Among the contentious issues surrounding the fight for civil rights is reparations. This would be some manner of monetary compensation for centuries of slavery, followed by a hundred years of Jim Crow and other forms of institutionalized racism. There are some out there who advocate very strongly for reparations, believing that they are the only way to make up for the generations of trauma caused by slavery. They cannot, but they can begin to make things right. Just as there are those who advocate strongly for reparations, there are those who deny this course of action. Some view reparations as a wholly new, radical issue heralded in along with other insidious and un-American ideals such as Critical Race Theory and anti-racism.

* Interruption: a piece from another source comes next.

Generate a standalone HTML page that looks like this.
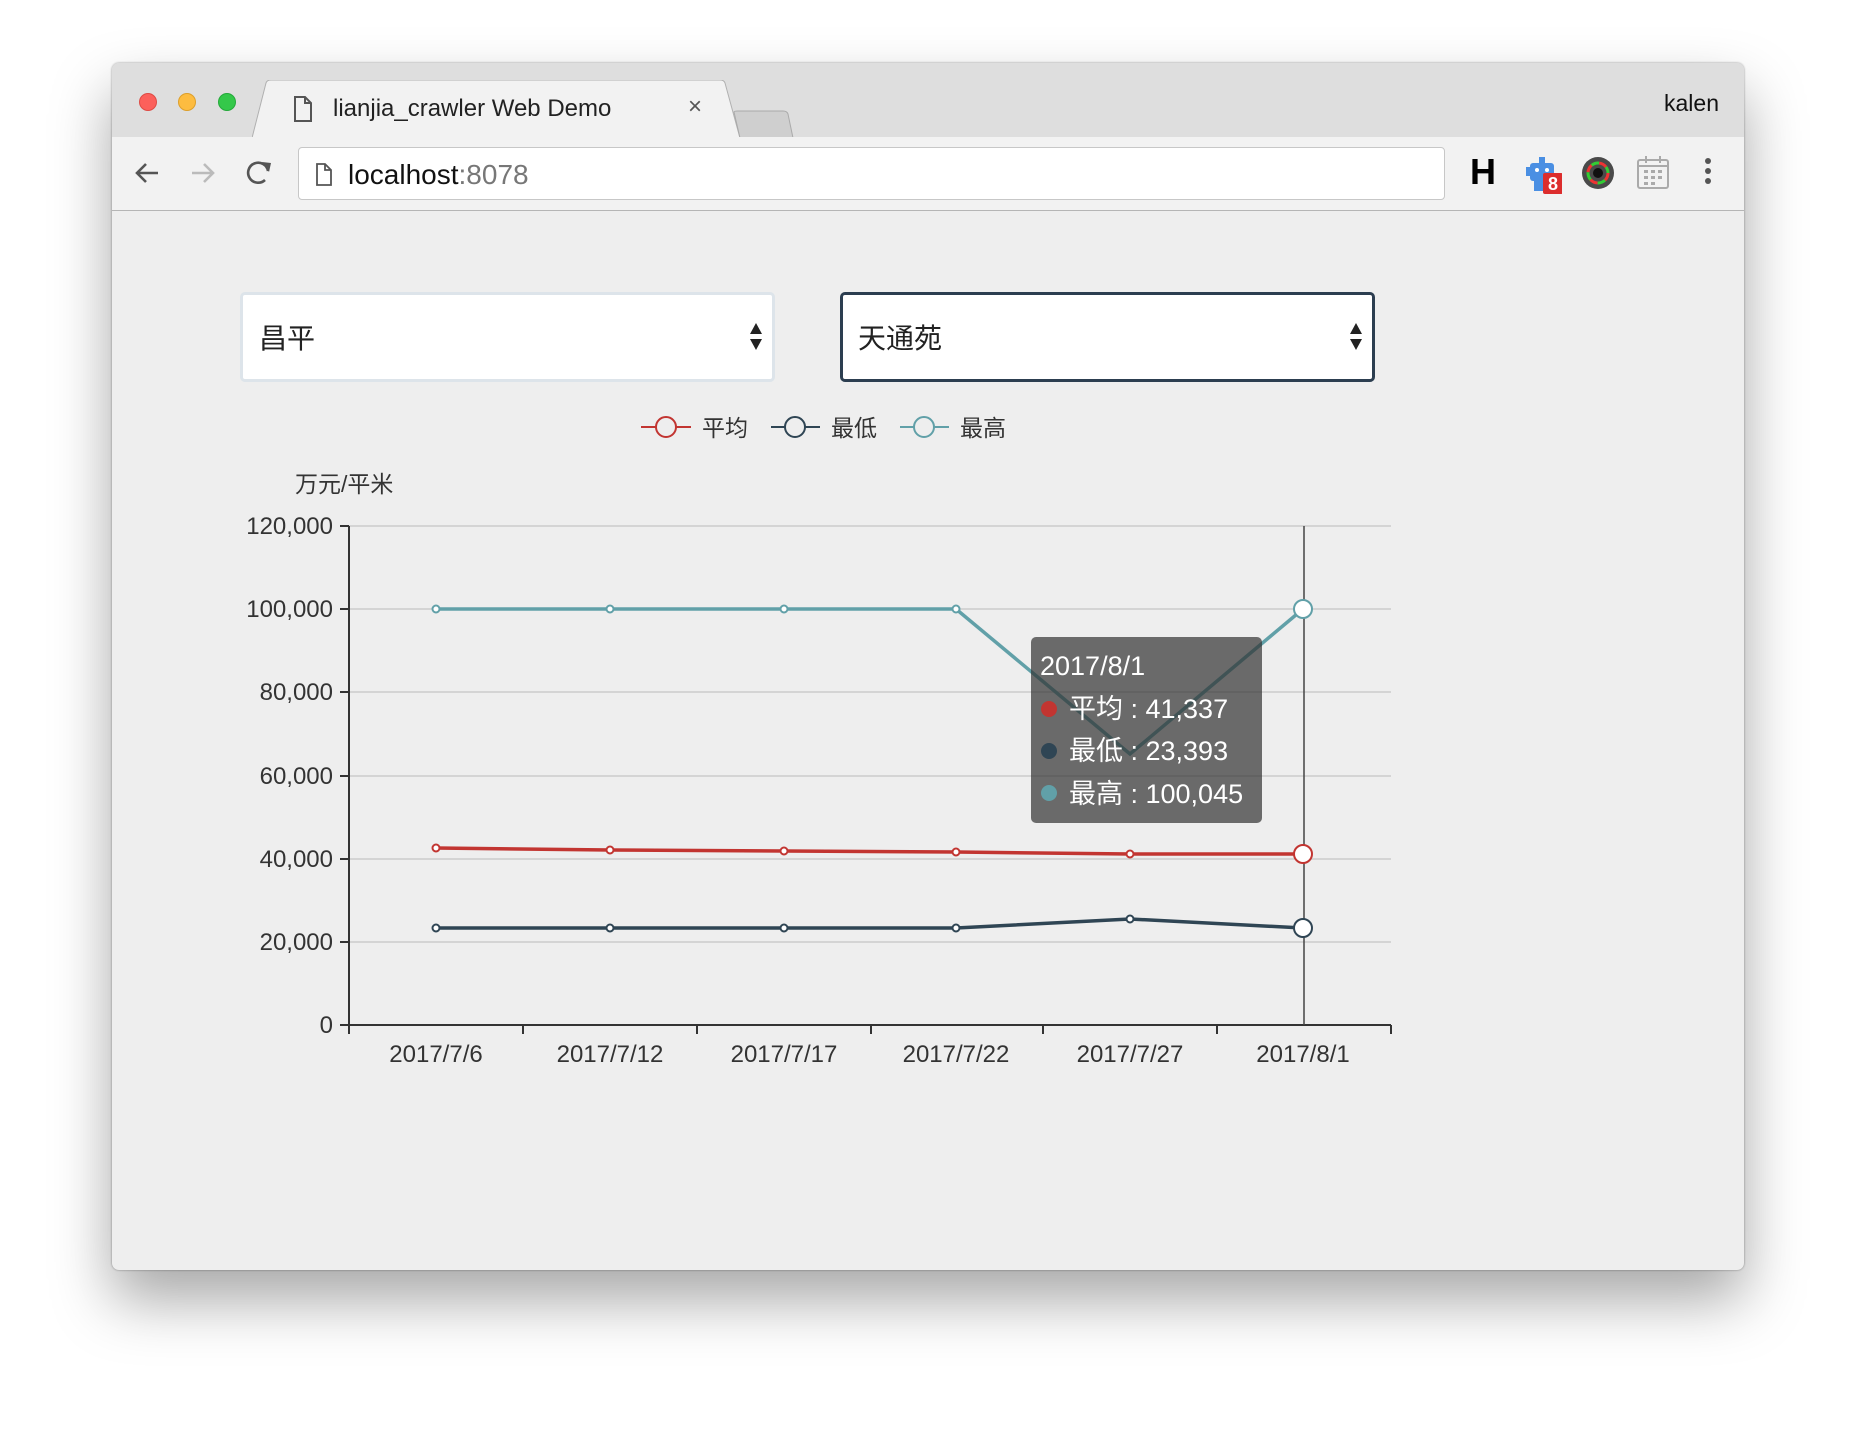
<!DOCTYPE html>
<html><head><meta charset="utf-8"><style>
*{margin:0;padding:0;box-sizing:border-box}
body{width:1856px;height:1430px;background:#fff;position:relative;overflow:hidden;font-family:"Liberation Sans","Noto Sans CJK SC",sans-serif}
.win{position:absolute;left:112px;top:63px;width:1632px;height:1207px;border-radius:7px;background:#eee;box-shadow:0 30px 60px rgba(0,0,0,.35),0 0 2px rgba(0,0,0,.4);overflow:hidden}
.tabbar{position:absolute;left:0;top:0;width:100%;height:74px;background:#dedede}
.toolbar{position:absolute;left:0;top:74px;width:100%;height:74px;background:#f2f2f2;border-bottom:1px solid #b5b5b5}
.dot{position:absolute;top:30px;width:18px;height:18px;border-radius:50%}
.t{position:absolute;white-space:nowrap}
.sel{position:absolute;top:229px;height:90px;background:#fff;border-radius:5px}
</style></head><body>
<div class="win">
 <div class="tabbar">
  <div class="dot" style="left:27px;background:#fc605b;border:1px solid #de4a44"></div>
  <div class="dot" style="left:66px;background:#fdbc40;border:1px solid #dd9f2a"></div>
  <div class="dot" style="left:106px;background:#34c84a;border:1px solid #24a93a"></div>
  <svg style="position:absolute;left:140px;top:17px" width="600" height="58"><path d="M0 58 L14 3 Q15 0 19 0 L468 0 Q472 0 473 3 L488 58 Z" fill="#f2f2f2" stroke="#b0b0b0" stroke-width="1"/><path d="M482 32 L488 58 L541 58 L536 34 Q535 31 531 31 L486 31 Q482 31 482 32Z" fill="#cfcfcf" stroke="#aaa"/></svg>
  <svg style="position:absolute;left:181px;top:33px" width="20" height="26"><path d="M2 1 H12 L18 7 V25 H2Z M12 1 V7 H18" fill="none" stroke="#555" stroke-width="2"/></svg>
  <div class="t" style="left:221px;top:32px;font-size:24px;color:#222">lianjia_crawler Web Demo</div>
  <div class="t" style="left:576px;top:30px;font-size:24px;color:#555">×</div>
  <div class="t" style="left:1552px;top:27px;font-size:23px;color:#111">kalen</div>
 </div>
 <div class="toolbar">
  <svg style="position:absolute;left:20px;top:22px" width="140" height="30"><path d="M26 14 H6 M14 5 L5 14 L14 23" fill="none" stroke="#555" stroke-width="2.6"/><path d="M60 14 H80 M72 5 L81 14 L72 23" fill="none" stroke="#bbb" stroke-width="2.6"/><path d="M136 12 A10 10 0 1 0 133 21" fill="none" stroke="#555" stroke-width="2.6"/><path d="M130 3 L139 4 L137 13Z" fill="#555"/></svg>
  <div style="position:absolute;left:186px;top:10px;width:1147px;height:53px;background:#fff;border:1px solid #c7c7c7;border-radius:4px"></div>
  <svg style="position:absolute;left:203px;top:26px" width="18" height="23"><path d="M2 1 H10 L16 7 V22 H2Z M10 1 V7 H16" fill="none" stroke="#555" stroke-width="1.8"/></svg>
  <div class="t" style="left:236px;top:22px;font-size:28px;color:#111">localhost<span style="color:#777">:8078</span></div>
  <div class="t" style="left:1358px;top:14px;font-size:36px;font-weight:bold;color:#000">H</div>
  <svg style="position:absolute;left:1412px;top:18px" width="38" height="40"><rect x="6" y="8" width="24" height="18" rx="3" fill="#4a8fe3"/><rect x="15" y="2" width="6" height="7" fill="#4a8fe3"/><rect x="2" y="12" width="5" height="9" fill="#4a8fe3"/><rect x="10" y="24" width="12" height="12" fill="#4a8fe3"/><circle cx="13" cy="15" r="2" fill="#fff"/><circle cx="23" cy="15" r="2" fill="#fff"/><rect x="19" y="18" width="20" height="21" rx="2" fill="#dc2d2d"/><text x="29" y="35" font-size="18" font-weight="bold" fill="#fff" text-anchor="middle" font-family="Liberation Sans">8</text></svg>
  <svg style="position:absolute;left:1468px;top:18px" width="36" height="36"><circle cx="18" cy="18" r="16" fill="#4a4a4a"/><circle cx="18" cy="18" r="10" fill="none" stroke="#e33" stroke-width="3" stroke-dasharray="8 8"/><circle cx="18" cy="18" r="10" fill="none" stroke="#3c3" stroke-width="3" stroke-dasharray="8 8" stroke-dashoffset="8"/><circle cx="18" cy="18" r="5" fill="#111"/></svg>
  <svg style="position:absolute;left:1523px;top:18px" width="36" height="36"><rect x="3" y="5" width="30" height="28" rx="2" fill="none" stroke="#aaa" stroke-width="2"/><path d="M3 11 H33 M11 1 V8 M25 1 V8" stroke="#aaa" stroke-width="2"/><g fill="#aaa"><rect x="9" y="15" width="4" height="3"/><rect x="16" y="15" width="4" height="3"/><rect x="23" y="15" width="4" height="3"/><rect x="9" y="21" width="4" height="3"/><rect x="16" y="21" width="4" height="3"/><rect x="23" y="21" width="4" height="3"/><rect x="9" y="27" width="4" height="3"/><rect x="16" y="27" width="4" height="3"/></g></svg>
  <svg style="position:absolute;left:1588px;top:20px" width="16" height="32"><circle cx="8" cy="4" r="3" fill="#555"/><circle cx="8" cy="14" r="3" fill="#555"/><circle cx="8" cy="24" r="3" fill="#555"/></svg>
 </div>
 <div class="sel" style="left:128px;width:535px;border:3px solid #dde4ea"></div>
 <div class="t" style="left:147px;top:254px;font-size:28px;color:#222">昌平</div>
 <svg style="position:absolute;left:637px;top:260px" width="14" height="28"><path d="M1 11 L7 0 L13 11Z M1 16 L7 27 L13 16Z" fill="#222"/></svg>
 <div class="sel" style="left:728px;width:535px;border:3px solid #2c3e50"></div>
 <div class="t" style="left:746px;top:254px;font-size:28px;color:#222">天通苑</div>
 <svg style="position:absolute;left:1237px;top:260px" width="14" height="28"><path d="M1 11 L7 0 L13 11Z M1 16 L7 27 L13 16Z" fill="#222"/></svg>
</div>
<svg style="position:absolute;left:0;top:0" width="1856" height="1430" font-family="Liberation Sans,Noto Sans CJK SC,sans-serif">
 <g stroke-width="2" fill="#eee">
  <line x1="641" y1="427" x2="691" y2="427" stroke="#c23531"/><circle cx="666" cy="427" r="10" stroke="#c23531"/>
  <line x1="771" y1="427" x2="820" y2="427" stroke="#2f4554"/><circle cx="795" cy="427" r="10" stroke="#2f4554"/>
  <line x1="900" y1="427" x2="949" y2="427" stroke="#61a0a8"/><circle cx="924" cy="427" r="10" stroke="#61a0a8"/>
 </g>
 <g font-size="23" fill="#333"><text x="702" y="436">平均</text><text x="831" y="436">最低</text><text x="960" y="436">最高</text><text x="295" y="492">万元/平米</text></g>
 <g stroke="#ccc" stroke-width="1.5"><line x1="349" y1="526" x2="1391" y2="526"/><line x1="349" y1="609" x2="1391" y2="609"/><line x1="349" y1="692" x2="1391" y2="692"/><line x1="349" y1="776" x2="1391" y2="776"/><line x1="349" y1="859" x2="1391" y2="859"/><line x1="349" y1="942" x2="1391" y2="942"/></g>
 <g stroke="#333" stroke-width="2"><line x1="349" y1="526" x2="349" y2="1026"/><line x1="349" y1="1025" x2="1391" y2="1025"/>
  <path d="M340 526H349M340 609H349M340 692H349M340 776H349M340 859H349M340 942H349M340 1025H349M349 1025V1034M523 1025V1034M697 1025V1034M871 1025V1034M1043 1025V1034M1217 1025V1034M1391 1025V1034"/></g>
 <g font-size="24" fill="#333" text-anchor="end"><text x="333" y="534">120,000</text><text x="333" y="617">100,000</text><text x="333" y="700">80,000</text><text x="333" y="784">60,000</text><text x="333" y="867">40,000</text><text x="333" y="950">20,000</text><text x="333" y="1033">0</text></g>
 <g font-size="24" fill="#333" text-anchor="middle"><text x="436" y="1062">2017/7/6</text><text x="610" y="1062">2017/7/12</text><text x="784" y="1062">2017/7/17</text><text x="956" y="1062">2017/7/22</text><text x="1130" y="1062">2017/7/27</text><text x="1303" y="1062">2017/8/1</text></g>
 <line x1="1304" y1="526" x2="1304" y2="1025" stroke="#444" stroke-width="1.5"/>
 <g fill="none" stroke-width="3.5">
  <polyline stroke="#61a0a8" points="436,609 610,609 784,609 956,609 1130,754 1303,609"/>
  <polyline stroke="#c23531" points="436,848 610,850 784,851 956,852 1130,854 1303,854"/>
  <polyline stroke="#2f4554" points="436,928 610,928 784,928 956,928 1130,919 1303,928"/>
 </g>
 <g fill="#fff" stroke-width="2">
  <g stroke="#61a0a8"><circle cx="436" cy="609" r="3.5"/><circle cx="610" cy="609" r="3.5"/><circle cx="784" cy="609" r="3.5"/><circle cx="956" cy="609" r="3.5"/><circle cx="1303" cy="609" r="9"/></g>
  <g stroke="#c23531"><circle cx="436" cy="848" r="3.5"/><circle cx="610" cy="850" r="3.5"/><circle cx="784" cy="851" r="3.5"/><circle cx="956" cy="852" r="3.5"/><circle cx="1130" cy="854" r="3.5"/><circle cx="1303" cy="854" r="9"/></g>
  <g stroke="#2f4554"><circle cx="436" cy="928" r="3.5"/><circle cx="610" cy="928" r="3.5"/><circle cx="784" cy="928" r="3.5"/><circle cx="956" cy="928" r="3.5"/><circle cx="1130" cy="919" r="3.5"/><circle cx="1303" cy="928" r="9"/></g>
 </g>
 <rect x="1031" y="637" width="231" height="186" rx="5" fill="rgba(50,50,50,0.7)"/>
 <g font-size="27" fill="#fff"><text x="1040" y="675">2017/8/1</text><text x="1069" y="718">平均 : 41,337</text><text x="1069" y="760">最低 : 23,393</text><text x="1069" y="803">最高 : 100,045</text></g>
 <circle cx="1049" cy="709" r="8" fill="#c23531"/><circle cx="1049" cy="751" r="8" fill="#2f4554"/><circle cx="1049" cy="793" r="8" fill="#61a0a8"/>
</svg>
</body></html>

Others criticize how feasible these reparations could even be; can America really afford to write out a check to every African-American currently living in the United States? Who is going to pay for that?
However, even this debate is a cloistered one. In the early 19th-century, Congress instituted a “Gag Rule” prohibiting the discussion of slavery in the House of Representatives. Today, there is a similar Gag Rule surrounding reparations. During every session of Congress for twenty-five years, Congressman John Conyers Jr. presented HR 40, now known as The Commission to Study Reparation Proposals for African Americans Act. This bill would authorize a congressional study of reparations, essentially giving the issue of slavery and it’s lingering after-effects for African Americans a hearing in the central legislative body of this nation. It has never made it out of the House, and was only in 2021 voted out of the Judiciary Committee. Regrettably, Conyers died in 2019. He never lived to see it come to pass. Three years later, it still has not.
The first argument that reparations are a new and radical idea are already based on a false premise. To compensate people formerly held in bondage has a long history, and “at the dawn of this country, black reparations were actively considered and often affected” (Coates). Even after the Civil War during the period of Reconstruction, activists, even some Confederate veterans, advocated for reparations as a stimulus to help repair the Southern economy. It never happened. In 1870, the Union pulled Federal troops out of the South, ushering in a century of mob-violence and Jim Crow that would create a kind of “second slavery” (Coates). Reparations have been lingering in the back of the American conciousness from the very beginning, paired with the ever present forces that the deeply-endemic system of chattel slavery has established here.
To the latter point of how feasible reparations are, it is difficult to say. What should these reparations look like? One of the more recent advocates for reparations, Boris Bittker, described that “a rough price tag of reparations could be determined by multiplying the number of African Americans in the population by the difference in white and black per capita income” (Coates). This then ushers in the inevitable follow-up question, who should that amount of reparations be payed to? When West Germany payed reparations for the Holocaust in 1952, they paid the sum directly to the State of Israel. In the case of reparations for slavery, this would be our country paying itself; there is no outside body to send the check to.
I want to close by saying that I agree with Ta-Nehisi Coates that we should be putting our support behind the passage of HR 40. This is a way of me side-stepping the question of whether or not I support reparations (you might notice that this is a theme with my writings), but I think that the best step to start with is to put this issue to rest by giving it the hearing it deserves in Congress. From there, we can reckon with ourselves and our greatest evil, our greatest sin. From there, we may begin to make true reparations. For reparations are more than just a monetary pay-out, it must also be a kind of atonement.